## Exercise aim
Reproduce all of the listing below without alteration.

## Data block
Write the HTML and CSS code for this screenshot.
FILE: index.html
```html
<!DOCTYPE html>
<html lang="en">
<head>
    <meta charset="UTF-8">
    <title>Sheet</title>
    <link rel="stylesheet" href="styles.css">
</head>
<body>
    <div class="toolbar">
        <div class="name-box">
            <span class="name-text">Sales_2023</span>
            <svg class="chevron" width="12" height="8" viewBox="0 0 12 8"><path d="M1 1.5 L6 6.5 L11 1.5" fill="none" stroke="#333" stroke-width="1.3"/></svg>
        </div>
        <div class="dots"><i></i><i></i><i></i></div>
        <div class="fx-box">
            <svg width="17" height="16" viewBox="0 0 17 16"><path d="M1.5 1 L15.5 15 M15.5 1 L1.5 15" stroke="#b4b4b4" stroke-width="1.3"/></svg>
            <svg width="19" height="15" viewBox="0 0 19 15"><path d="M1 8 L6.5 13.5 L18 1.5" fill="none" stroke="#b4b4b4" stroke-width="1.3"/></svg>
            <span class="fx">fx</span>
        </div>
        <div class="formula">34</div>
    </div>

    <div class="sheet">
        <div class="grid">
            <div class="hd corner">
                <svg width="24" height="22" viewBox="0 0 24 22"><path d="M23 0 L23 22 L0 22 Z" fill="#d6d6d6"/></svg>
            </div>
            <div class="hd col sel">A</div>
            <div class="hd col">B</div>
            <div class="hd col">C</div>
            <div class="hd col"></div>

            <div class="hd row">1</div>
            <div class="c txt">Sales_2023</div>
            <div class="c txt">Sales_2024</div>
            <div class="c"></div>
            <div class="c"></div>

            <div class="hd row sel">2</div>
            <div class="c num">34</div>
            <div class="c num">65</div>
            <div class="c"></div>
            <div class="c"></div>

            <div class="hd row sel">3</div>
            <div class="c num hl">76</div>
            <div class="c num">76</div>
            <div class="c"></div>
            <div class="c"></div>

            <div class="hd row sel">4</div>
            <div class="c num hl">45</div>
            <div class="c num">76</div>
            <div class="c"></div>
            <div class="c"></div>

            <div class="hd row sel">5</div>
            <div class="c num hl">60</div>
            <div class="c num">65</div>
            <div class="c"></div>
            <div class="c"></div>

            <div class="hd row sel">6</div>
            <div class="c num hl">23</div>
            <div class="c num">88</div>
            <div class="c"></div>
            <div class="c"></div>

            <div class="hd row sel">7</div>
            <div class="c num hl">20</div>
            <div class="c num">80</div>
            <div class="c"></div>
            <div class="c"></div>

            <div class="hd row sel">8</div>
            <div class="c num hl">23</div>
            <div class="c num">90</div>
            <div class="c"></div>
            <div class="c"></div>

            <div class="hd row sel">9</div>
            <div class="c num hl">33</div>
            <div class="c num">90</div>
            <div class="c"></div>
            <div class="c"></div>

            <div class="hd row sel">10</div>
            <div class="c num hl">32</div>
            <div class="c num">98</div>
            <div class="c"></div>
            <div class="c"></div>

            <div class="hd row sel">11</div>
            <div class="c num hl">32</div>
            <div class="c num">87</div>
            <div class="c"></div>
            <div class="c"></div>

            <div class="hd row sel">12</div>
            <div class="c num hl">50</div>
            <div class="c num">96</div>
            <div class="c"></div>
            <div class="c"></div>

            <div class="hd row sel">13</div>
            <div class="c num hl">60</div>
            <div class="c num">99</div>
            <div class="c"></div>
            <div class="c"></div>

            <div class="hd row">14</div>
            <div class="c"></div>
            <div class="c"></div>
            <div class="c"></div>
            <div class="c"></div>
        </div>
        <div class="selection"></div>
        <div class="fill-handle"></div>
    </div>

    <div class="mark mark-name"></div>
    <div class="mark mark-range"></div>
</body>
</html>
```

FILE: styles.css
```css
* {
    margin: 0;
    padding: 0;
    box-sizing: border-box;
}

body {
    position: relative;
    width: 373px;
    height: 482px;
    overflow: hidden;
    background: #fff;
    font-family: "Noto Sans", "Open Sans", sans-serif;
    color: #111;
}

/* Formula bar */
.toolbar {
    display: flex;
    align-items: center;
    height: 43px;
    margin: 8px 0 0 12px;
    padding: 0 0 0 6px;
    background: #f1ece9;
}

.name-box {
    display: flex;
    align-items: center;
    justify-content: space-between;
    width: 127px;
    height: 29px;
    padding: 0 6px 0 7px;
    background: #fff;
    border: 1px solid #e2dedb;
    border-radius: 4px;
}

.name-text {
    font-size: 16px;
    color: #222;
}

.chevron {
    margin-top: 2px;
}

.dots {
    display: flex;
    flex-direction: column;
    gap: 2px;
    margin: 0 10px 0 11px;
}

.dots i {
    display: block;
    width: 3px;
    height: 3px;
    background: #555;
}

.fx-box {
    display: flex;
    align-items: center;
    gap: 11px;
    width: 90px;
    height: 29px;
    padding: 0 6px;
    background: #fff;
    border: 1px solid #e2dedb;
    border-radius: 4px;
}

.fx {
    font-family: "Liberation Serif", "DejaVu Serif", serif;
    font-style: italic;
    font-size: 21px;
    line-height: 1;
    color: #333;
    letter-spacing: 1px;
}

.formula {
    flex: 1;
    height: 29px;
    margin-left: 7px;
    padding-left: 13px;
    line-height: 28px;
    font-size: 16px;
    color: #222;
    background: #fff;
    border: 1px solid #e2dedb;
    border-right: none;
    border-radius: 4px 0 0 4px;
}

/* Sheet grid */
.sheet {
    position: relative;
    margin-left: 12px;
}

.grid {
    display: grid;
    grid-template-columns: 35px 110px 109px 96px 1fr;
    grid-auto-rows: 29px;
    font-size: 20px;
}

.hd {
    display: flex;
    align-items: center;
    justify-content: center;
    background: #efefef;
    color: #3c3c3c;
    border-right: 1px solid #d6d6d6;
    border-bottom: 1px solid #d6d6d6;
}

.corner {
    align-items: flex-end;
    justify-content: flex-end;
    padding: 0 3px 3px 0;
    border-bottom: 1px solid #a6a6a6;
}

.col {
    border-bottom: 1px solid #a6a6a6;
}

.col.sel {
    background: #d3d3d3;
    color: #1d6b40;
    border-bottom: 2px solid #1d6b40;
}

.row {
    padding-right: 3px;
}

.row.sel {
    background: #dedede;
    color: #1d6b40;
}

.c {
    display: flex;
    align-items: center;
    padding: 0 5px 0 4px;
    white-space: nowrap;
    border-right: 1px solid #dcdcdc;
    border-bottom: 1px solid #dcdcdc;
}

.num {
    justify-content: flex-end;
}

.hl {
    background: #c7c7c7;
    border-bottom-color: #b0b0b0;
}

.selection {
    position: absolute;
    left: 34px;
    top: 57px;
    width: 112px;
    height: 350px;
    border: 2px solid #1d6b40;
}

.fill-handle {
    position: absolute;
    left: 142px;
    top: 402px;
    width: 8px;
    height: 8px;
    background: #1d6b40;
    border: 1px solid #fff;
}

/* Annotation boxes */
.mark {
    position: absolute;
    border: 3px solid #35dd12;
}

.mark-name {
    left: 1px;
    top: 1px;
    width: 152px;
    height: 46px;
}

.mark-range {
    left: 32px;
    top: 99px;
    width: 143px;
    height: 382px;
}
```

## Task solution
Write the HTML and CSS code for this screenshot.
FILE: index.html
```html
<!DOCTYPE html>
<html lang="en">
<head>
    <meta charset="UTF-8">
    <title>Sheet</title>
    <link rel="stylesheet" href="styles.css">
</head>
<body>
    <div class="toolbar">
        <div class="name-box">
            <span class="name-text">Sales_2023</span>
            <svg class="chevron" width="12" height="8" viewBox="0 0 12 8"><path d="M1 1.5 L6 6.5 L11 1.5" fill="none" stroke="#333" stroke-width="1.3"/></svg>
        </div>
        <div class="dots"><i></i><i></i><i></i></div>
        <div class="fx-box">
            <svg width="17" height="16" viewBox="0 0 17 16"><path d="M1.5 1 L15.5 15 M15.5 1 L1.5 15" stroke="#b4b4b4" stroke-width="1.3"/></svg>
            <svg width="19" height="15" viewBox="0 0 19 15"><path d="M1 8 L6.5 13.5 L18 1.5" fill="none" stroke="#b4b4b4" stroke-width="1.3"/></svg>
            <span class="fx">fx</span>
        </div>
        <div class="formula">34</div>
    </div>

    <div class="sheet">
        <div class="grid">
            <div class="hd corner">
                <svg width="24" height="22" viewBox="0 0 24 22"><path d="M23 0 L23 22 L0 22 Z" fill="#d6d6d6"/></svg>
            </div>
            <div class="hd col sel">A</div>
            <div class="hd col">B</div>
            <div class="hd col">C</div>
            <div class="hd col"></div>

            <div class="hd row">1</div>
            <div class="c txt">Sales_2023</div>
            <div class="c txt">Sales_2024</div>
            <div class="c"></div>
            <div class="c"></div>

            <div class="hd row sel">2</div>
            <div class="c num">34</div>
            <div class="c num">65</div>
            <div class="c"></div>
            <div class="c"></div>

            <div class="hd row sel">3</div>
            <div class="c num hl">76</div>
            <div class="c num">76</div>
            <div class="c"></div>
            <div class="c"></div>

            <div class="hd row sel">4</div>
            <div class="c num hl">45</div>
            <div class="c num">76</div>
            <div class="c"></div>
            <div class="c"></div>

            <div class="hd row sel">5</div>
            <div class="c num hl">60</div>
            <div class="c num">65</div>
            <div class="c"></div>
            <div class="c"></div>

            <div class="hd row sel">6</div>
            <div class="c num hl">23</div>
            <div class="c num">88</div>
            <div class="c"></div>
            <div class="c"></div>

            <div class="hd row sel">7</div>
            <div class="c num hl">20</div>
            <div class="c num">80</div>
            <div class="c"></div>
            <div class="c"></div>

            <div class="hd row sel">8</div>
            <div class="c num hl">23</div>
            <div class="c num">90</div>
            <div class="c"></div>
            <div class="c"></div>

            <div class="hd row sel">9</div>
            <div class="c num hl">33</div>
            <div class="c num">90</div>
            <div class="c"></div>
            <div class="c"></div>

            <div class="hd row sel">10</div>
            <div class="c num hl">32</div>
            <div class="c num">98</div>
            <div class="c"></div>
            <div class="c"></div>

            <div class="hd row sel">11</div>
            <div class="c num hl">32</div>
            <div class="c num">87</div>
            <div class="c"></div>
            <div class="c"></div>

            <div class="hd row sel">12</div>
            <div class="c num hl">50</div>
            <div class="c num">96</div>
            <div class="c"></div>
            <div class="c"></div>

            <div class="hd row sel">13</div>
            <div class="c num hl">60</div>
            <div class="c num">99</div>
            <div class="c"></div>
            <div class="c"></div>

            <div class="hd row">14</div>
            <div class="c"></div>
            <div class="c"></div>
            <div class="c"></div>
            <div class="c"></div>
        </div>
        <div class="selection"></div>
        <div class="fill-handle"></div>
    </div>

    <div class="mark mark-name"></div>
    <div class="mark mark-range"></div>
</body>
</html>
```

FILE: styles.css
```css
* {
    margin: 0;
    padding: 0;
    box-sizing: border-box;
}

body {
    position: relative;
    width: 373px;
    height: 482px;
    overflow: hidden;
    background: #fff;
    font-family: "Noto Sans", "Open Sans", sans-serif;
    color: #111;
}

/* Formula bar */
.toolbar {
    display: flex;
    align-items: center;
    height: 43px;
    margin: 8px 0 0 12px;
    padding: 0 0 0 6px;
    background: #f1ece9;
}

.name-box {
    display: flex;
    align-items: center;
    justify-content: space-between;
    width: 127px;
    height: 29px;
    padding: 0 6px 0 7px;
    background: #fff;
    border: 1px solid #e2dedb;
    border-radius: 4px;
}

.name-text {
    font-size: 16px;
    color: #222;
}

.chevron {
    margin-top: 2px;
}

.dots {
    display: flex;
    flex-direction: column;
    gap: 2px;
    margin: 0 10px 0 11px;
}

.dots i {
    display: block;
    width: 3px;
    height: 3px;
    background: #555;
}

.fx-box {
    display: flex;
    align-items: center;
    gap: 11px;
    width: 90px;
    height: 29px;
    padding: 0 6px;
    background: #fff;
    border: 1px solid #e2dedb;
    border-radius: 4px;
}

.fx {
    font-family: "Liberation Serif", "DejaVu Serif", serif;
    font-style: italic;
    font-size: 21px;
    line-height: 1;
    color: #333;
    letter-spacing: 1px;
}

.formula {
    flex: 1;
    height: 29px;
    margin-left: 7px;
    padding-left: 13px;
    line-height: 28px;
    font-size: 16px;
    color: #222;
    background: #fff;
    border: 1px solid #e2dedb;
    border-right: none;
    border-radius: 4px 0 0 4px;
}

/* Sheet grid */
.sheet {
    position: relative;
    margin-left: 12px;
}

.grid {
    display: grid;
    grid-template-columns: 35px 110px 109px 96px 1fr;
    grid-auto-rows: 29px;
    font-size: 20px;
}

.hd {
    display: flex;
    align-items: center;
    justify-content: center;
    background: #efefef;
    color: #3c3c3c;
    border-right: 1px solid #d6d6d6;
    border-bottom: 1px solid #d6d6d6;
}

.corner {
    align-items: flex-end;
    justify-content: flex-end;
    padding: 0 3px 3px 0;
    border-bottom: 1px solid #a6a6a6;
}

.col {
    border-bottom: 1px solid #a6a6a6;
}

.col.sel {
    background: #d3d3d3;
    color: #1d6b40;
    border-bottom: 2px solid #1d6b40;
}

.row {
    padding-right: 3px;
}

.row.sel {
    background: #dedede;
    color: #1d6b40;
}

.c {
    display: flex;
    align-items: center;
    padding: 0 5px 0 4px;
    white-space: nowrap;
    border-right: 1px solid #dcdcdc;
    border-bottom: 1px solid #dcdcdc;
}

.num {
    justify-content: flex-end;
}

.hl {
    background: #c7c7c7;
    border-bottom-color: #b0b0b0;
}

.selection {
    position: absolute;
    left: 34px;
    top: 57px;
    width: 112px;
    height: 350px;
    border: 2px solid #1d6b40;
}

.fill-handle {
    position: absolute;
    left: 142px;
    top: 402px;
    width: 8px;
    height: 8px;
    background: #1d6b40;
    border: 1px solid #fff;
}

/* Annotation boxes */
.mark {
    position: absolute;
    border: 3px solid #35dd12;
}

.mark-name {
    left: 1px;
    top: 1px;
    width: 152px;
    height: 46px;
}

.mark-range {
    left: 32px;
    top: 99px;
    width: 143px;
    height: 382px;
}
```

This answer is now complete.